The point here is do reduce GPU <-> CPU transfer as much as possible.

Thanks !
Enzo C.
https://www.linkedin.com/in/enzocrema/ [www.linkedin.com]
User Avatar
Member
166 posts
Joined: May 2021
Offline
I believe you need to add a temporary attribute before and a write-back kernel into your current OpenCL because the memory is dedicated after sending it to OpenCL in the GPU. Jeff Lait did a great talk here on this right after the new switch to the fresh syntax:

Check right around the 32.30 mark and watch through for debugging.
New features of OpenCL in Houdini20 [www.youtube.com]
Edited by PHENOMDESIGN - July 18, 2024 20:47:53
PHENOM(enological) DESIGN;
Experimental phenomenology (study of experience) is a category of philosophy evidencing intentional variations of subjective human experiencing where both the independent and dependent variable are phenomenological. Lundh 2020
User Avatar
Member
28 posts
Joined: April 2017
Offline
Okay so no way to allocate a temp fied directly in the code ? I watched the video and it's already what I have in my code but I was wondering if that temp field thingy was avoidable.
Enzo C.
https://www.linkedin.com/in/enzocrema/ [www.linkedin.com]
User Avatar
Member
166 posts
Joined: May 2021
Offline
Once something is on the GPU you cannot do anything with it.
So you need to pre- allocate the memory for the temporary buffer as another field.
Then declare that temp in the code so the GPU knows the memory place to hold the values.

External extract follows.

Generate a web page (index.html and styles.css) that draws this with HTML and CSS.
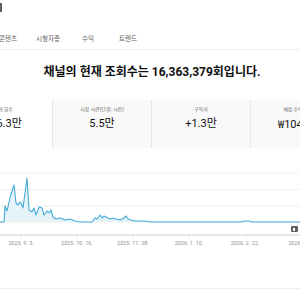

It is just an attribute node before. Not too much extra...

Other than that, there is no "space" for OpenCL to put things without the field.
Edited by PHENOMDESIGN - July 19, 2024 11:43:09
PHENOM(enological) DESIGN;
Experimental phenomenology (study of experience) is a category of philosophy evidencing intentional variations of subjective human experiencing where both the independent and dependent variable are phenomenological. Lundh 2020
User Avatar
Member
28 posts
Joined: April 2017
Offline
Okay got it.

PHENOMDESIGN
It is just an attribute node before. Not too much extra...

Well that's my current setup and this is also the bottleneck. Since copying heavy vdb for calculation then deleting them is "slow", around 20ms/frame for 2M active voxels.
I guess the next step for performance is to work using the HDK to avoid having execessive data transfer.
Enzo C.
https://www.linkedin.com/in/enzocrema/ [www.linkedin.com]
User Avatar
Member
166 posts
Joined: May 2021
Offline
I do not think there is any copying. There should be: your data, which is read, and then an empty field that the results are written to. What kind of calculations are you doing? That can have a large impact. Also the precision etc.

You are performing physics calculations at around 20ms/frame? Performing physics calculations at that rate on 2M active voxels is impressive.
PHENOM(enological) DESIGN;
Experimental phenomenology (study of experience) is a category of philosophy evidencing intentional variations of subjective human experiencing where both the independent and dependent variable are phenomenological. Lundh 2020
User Avatar
Member
28 posts
Joined: April 2017
Offline
PHENOMDESIGN
There should be: your data, which is read, and then an empty field that the results are written to.

That make sense, I think i was taking the problem the wrong way by copying the existing field, perfoming calculations on the temp field then overwriting on the pre-exiting.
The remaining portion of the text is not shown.